How much time do I have?

Here is a thought I had about two weeks ago or so, but was reminded about during a conversation I had with a friend today. I was having a down moment and thinking about how having a diagnosis like this brings you face to face with your own mortality. My oncologist has not given me any type of prognosis as far as how long I can expect to live which I am grateful for, but the literature at the hospital library said the goal of the doctors was to make you as comfortable as possible and to lengthen your your life expectancy as long as they could whether it be several months or several years. Several. I took issue with that word. Several, not many, but several. Several feels like 7 or 8 to me. It went on to say that there is no cure and you should view it as living with a chronic illness.

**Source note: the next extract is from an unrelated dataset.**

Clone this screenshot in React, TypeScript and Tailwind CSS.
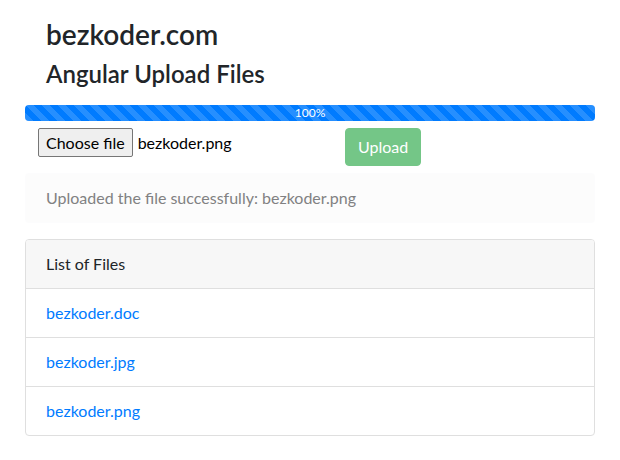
import React from "react";

export default function App() {
  const files = ["bezkoder.doc", "bezkoder.jpg", "bezkoder.png"];
  return (
    <div
      className="w-[620px] h-[460px] bg-white px-[25px] pt-[17px] text-[16px] leading-[24px] text-[#212529]"
      style={{ fontFamily: "Lato, 'Noto Sans', sans-serif" }}
    >
      <div className="pl-[21px]">
        <h3 className="text-[28px] leading-[34px] font-semibold mb-[8px]">bezkoder.com</h3>
        <h4 className="text-[24px] leading-[29px] font-semibold">Angular Upload Files</h4>
      </div>

      <div className="mt-[17px] h-[16px] rounded-[4px] overflow-hidden bg-[#e9ecef] flex">
        <div className="w-full h-full bg-[#007bff] bg-[linear-gradient(45deg,rgba(255,255,255,0.15)_25%,transparent_25%,transparent_50%,rgba(255,255,255,0.15)_50%,rgba(255,255,255,0.15)_75%,transparent_75%,transparent)] bg-[length:16px_16px] text-white text-[12px] leading-[16px] text-center">
          100%
        </div>
      </div>

      <div className="flex items-start mt-[7px]">
        <div className="flex items-center ml-[13px] w-[307px]">
          <span className="h-[29px] px-[7px] flex items-center bg-[#efefef] border border-[#767676] rounded-[2px] text-[#000]">
            Choose file
          </span>
          <span className="ml-[5px] text-[#000]">bezkoder.png</span>
        </div>
        <button className="h-[38px] px-[12px] rounded-[4px] bg-[#74c687] text-white border border-[#74c687]">
          Upload
        </button>
      </div>

      <div className="mt-[7px] h-[50px] px-[20px] flex items-center bg-[#fcfcfc] border border-[#fcfcfd] rounded-[4px] text-[#818182]">
        Uploaded the file successfully: bezkoder.png
      </div>

      <div className="mt-[16px] border border-[#dfdfdf] rounded-[4px] overflow-hidden">
        <div className="h-[49px] px-[20px] flex items-center bg-[#f7f7f7] border-b border-[#dfdfdf]">
          List of Files
        </div>
        {files.map((f, i) => (
          <div
            key={f}
            className={
              i < files.length - 1
                ? "h-[49px] px-[20px] flex items-center border-b border-[#dfdfdf]"
                : "h-[48px] px-[20px] flex items-center"
            }
          >
            <a className="text-[#007bff]">{f}</a>
          </div>
        ))}
      </div>
    </div>
  );
}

It was depressing. Nobody should ever have to read that and I find it quite irresponsible. But as I said I had a moment and in that moment I was crying out I did not want to die and that it was bullshit. Seven or eight years is simply not enough. Not because I am afraid to die, because I am not. In fact, I view death as a beautiful continuation of our existence. The next great adventure so to speak, but we will leave that for another time. Through a few experiences I have had over the last year or so I started feeling like I was beginning to understand my calling in life and was exciting to begin that work and 7-ish years was simply not going to work for me. I have too much to do.

But who said I had 7 years, hell it may only be a few months, and my head was spinning with the thought that I had no idea when cancer might have its way with me. It could be 4 months or 4 years or.... and that is when I started to laugh. I mean really laugh, belly laugh, because of the irony of it all. Here I was worried about dying from cancer and not having any idea how long I might have left on this earth and yet this is true every single day of our lives whether we are sick or not. I can sit around scared to death about dying of cancer, yet be killed in a car accident tomorrow just like anyone else. Having a diagnosis, in fact, has changed absolutely nothing as far as my mortality. Having a prognosis certainly could, especially for those who just buy into it and give up, but that is not me. You can ask both my mother and my partner, I don't like being told what to do and the more you insist, the more I resist.

Although my oncologist is optimistic, and assured me that some people live 20 years or more having this, she did tell me that I would die of this cancer, it was just a matter of when. Well I reject that. I will die from living my life, whether it be by car accident, falling off a cliff while mountain climbing, OD-ing on chocolate (hey it could happen), and yeah maybe cancer. Maybe...but not if I have anything to do with it.

So my good friends, sick or healthy, live every day like it's your last, because it just might be.